▸ **Your task**: Reproduce the data exactly and drop any pictures it holds.
Start Provided material
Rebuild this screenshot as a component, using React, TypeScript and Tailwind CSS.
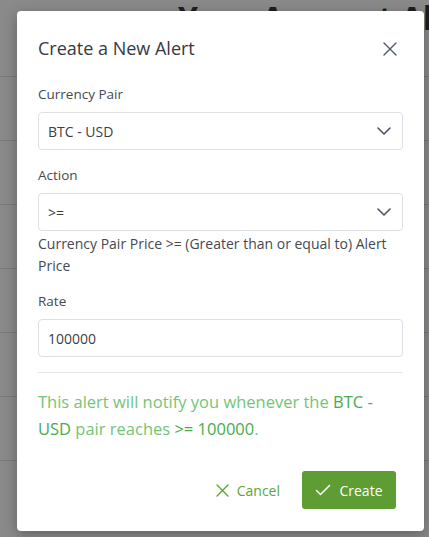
import { useState } from "react";

const font = { fontFamily: '"Open Sans", "Noto Sans", Arial, sans-serif' };

function Chevron() {
  return (
    <svg width="16" height="10" viewBox="0 0 16 10" fill="none" stroke="#4b5563" strokeWidth="1.6" strokeLinecap="round" strokeLinejoin="round">
      <path d="M2 2l6 6 6-6" />
    </svg>
  );
}

function SelectBox({ value }: { value: string }) {
  return (
    <div className="flex h-[38px] items-center justify-between rounded-[4px] border border-[#dcdfe6] bg-white pl-[9px] pr-[10px] text-[14px] text-[#3a3f47]">
      <span>{value}</span>
      <Chevron />
    </div>
  );
}

export default function App() {
  const [rate] = useState("100000");

  return (
    <div className="relative h-[537px] w-[429px] overflow-hidden bg-[#8a8a8a]" style={font}>
      {/* page behind the overlay */}
      <div className="absolute left-[178px] top-[-2px] whitespace-nowrap text-[32px] font-bold leading-[40px] text-[#1e1e1e]">Your Account Alerts</div>
      <div className="absolute inset-x-0 top-[76px] flex flex-col">
        {[0, 1, 2, 3, 4, 5, 6].map((i) => (
          <div key={i} className="h-[64px] border-t border-[#7a7a7a]" />
        ))}
      </div>

      {/* modal */}
      <div className="absolute left-[17px] top-[11px] w-[407px] rounded-[4px] bg-white px-[21px] shadow-[0_4px_14px_rgba(0,0,0,0.3)]">
        <div className="flex items-center justify-between pt-[24px]">
          <h2 className="text-[18px] text-[#333a44]">Create a New Alert</h2>
          <button type="button" className="mr-[6px] text-[#505a66]">
            <svg width="14" height="14" viewBox="0 0 14 14" stroke="currentColor" strokeWidth="1.4" strokeLinecap="round">
              <path d="M1 1l12 12M13 1L1 13" />
            </svg>
          </button>
        </div>

        <div className="mt-[22px] text-[13.5px] leading-[21px] text-[#444a52]">Currency Pair</div>
        <div className="mt-[7px]">
          <SelectBox value="BTC - USD" />
        </div>

        <div className="mt-[15px] text-[13.5px] leading-[21px] text-[#444a52]">Action</div>
        <div className="mt-[7px]">
          <SelectBox value=">=" />
        </div>
        <p className="mt-[2px] text-[14px] leading-[22px] text-[#444a52]">
          Currency Pair Price &gt;= (Greater than or equal to) Alert Price
        </p>

        <div className="mt-[14px] text-[13.5px] leading-[21px] text-[#444a52]">Rate</div>
        <div className="mt-[7px] flex h-[38px] items-center rounded-[4px] border border-[#dcdfe6] px-[9px] text-[14px] text-[#3a3f47]">
          {rate}
        </div>

        <div className="mt-[15px] border-t border-[#e4e4e4]" />

        <p className="mt-[15px] text-[16.5px] leading-[27px] text-[#74c476]">
          This alert will notify you whenever the <span className="text-[#47ad4c]">BTC - USD</span> pair reaches{" "}
          <span className="text-[#47ad4c]">&gt;= 100000</span>.
        </p>

        <div className="mt-[29px] flex items-center justify-end gap-[22px] pb-[22px] pr-[7px]">
          <button type="button" className="flex items-center gap-[8px] text-[14px] text-[#5aa83a]">
            <svg width="13" height="13" viewBox="0 0 13 13" stroke="currentColor" strokeWidth="1.4" strokeLinecap="round">
              <path d="M1 1l11 11M12 1L1 12" />
            </svg>
            Cancel
          </button>
          <button type="button" className="flex h-[38px] w-[94px] items-center justify-center gap-[8px] rounded-[3px] bg-[#5e9c34] text-[14px] text-white">
            <svg width="16" height="12" viewBox="0 0 16 12" fill="none" stroke="currentColor" strokeWidth="1.5" strokeLinecap="round" strokeLinejoin="round">
              <path d="M1.5 6.5l4 4 9-9" />
            </svg>
            Create
          </button>
        </div>
      </div>
    </div>
  );
}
End Provided material
▸ **Output**:
Rebuild this screenshot as a component, using React, TypeScript and Tailwind CSS.
import { useState } from "react";

const font = { fontFamily: '"Open Sans", "Noto Sans", Arial, sans-serif' };

function Chevron() {
  return (
    <svg width="16" height="10" viewBox="0 0 16 10" fill="none" stroke="#4b5563" strokeWidth="1.6" strokeLinecap="round" strokeLinejoin="round">
      <path d="M2 2l6 6 6-6" />
    </svg>
  );
}

function SelectBox({ value }: { value: string }) {
  return (
    <div className="flex h-[38px] items-center justify-between rounded-[4px] border border-[#dcdfe6] bg-white pl-[9px] pr-[10px] text-[14px] text-[#3a3f47]">
      <span>{value}</span>
      <Chevron />
    </div>
  );
}

export default function App() {
  const [rate] = useState("100000");

  return (
    <div className="relative h-[537px] w-[429px] overflow-hidden bg-[#8a8a8a]" style={font}>
      {/* page behind the overlay */}
      <div className="absolute left-[178px] top-[-2px] whitespace-nowrap text-[32px] font-bold leading-[40px] text-[#1e1e1e]">Your Account Alerts</div>
      <div className="absolute inset-x-0 top-[76px] flex flex-col">
        {[0, 1, 2, 3, 4, 5, 6].map((i) => (
          <div key={i} className="h-[64px] border-t border-[#7a7a7a]" />
        ))}
      </div>

      {/* modal */}
      <div className="absolute left-[17px] top-[11px] w-[407px] rounded-[4px] bg-white px-[21px] shadow-[0_4px_14px_rgba(0,0,0,0.3)]">
        <div className="flex items-center justify-between pt-[24px]">
          <h2 className="text-[18px] text-[#333a44]">Create a New Alert</h2>
          <button type="button" className="mr-[6px] text-[#505a66]">
            <svg width="14" height="14" viewBox="0 0 14 14" stroke="currentColor" strokeWidth="1.4" strokeLinecap="round">
              <path d="M1 1l12 12M13 1L1 13" />
            </svg>
          </button>
        </div>

        <div className="mt-[22px] text-[13.5px] leading-[21px] text-[#444a52]">Currency Pair</div>
        <div className="mt-[7px]">
          <SelectBox value="BTC - USD" />
        </div>

        <div className="mt-[15px] text-[13.5px] leading-[21px] text-[#444a52]">Action</div>
        <div className="mt-[7px]">
          <SelectBox value=">=" />
        </div>
        <p className="mt-[2px] text-[14px] leading-[22px] text-[#444a52]">
          Currency Pair Price &gt;= (Greater than or equal to) Alert Price
        </p>

        <div className="mt-[14px] text-[13.5px] leading-[21px] text-[#444a52]">Rate</div>
        <div className="mt-[7px] flex h-[38px] items-center rounded-[4px] border border-[#dcdfe6] px-[9px] text-[14px] text-[#3a3f47]">
          {rate}
        </div>

        <div className="mt-[15px] border-t border-[#e4e4e4]" />

        <p className="mt-[15px] text-[16.5px] leading-[27px] text-[#74c476]">
          This alert will notify you whenever the <span className="text-[#47ad4c]">BTC - USD</span> pair reaches{" "}
          <span className="text-[#47ad4c]">&gt;= 100000</span>.
        </p>

        <div className="mt-[29px] flex items-center justify-end gap-[22px] pb-[22px] pr-[7px]">
          <button type="button" className="flex items-center gap-[8px] text-[14px] text-[#5aa83a]">
            <svg width="13" height="13" viewBox="0 0 13 13" stroke="currentColor" strokeWidth="1.4" strokeLinecap="round">
              <path d="M1 1l11 11M12 1L1 12" />
            </svg>
            Cancel
          </button>
          <button type="button" className="flex h-[38px] w-[94px] items-center justify-center gap-[8px] rounded-[3px] bg-[#5e9c34] text-[14px] text-white">
            <svg width="16" height="12" viewBox="0 0 16 12" fill="none" stroke="currentColor" strokeWidth="1.5" strokeLinecap="round" strokeLinejoin="round">
              <path d="M1.5 6.5l4 4 9-9" />
            </svg>
            Create
          </button>
        </div>
      </div>
    </div>
  );
}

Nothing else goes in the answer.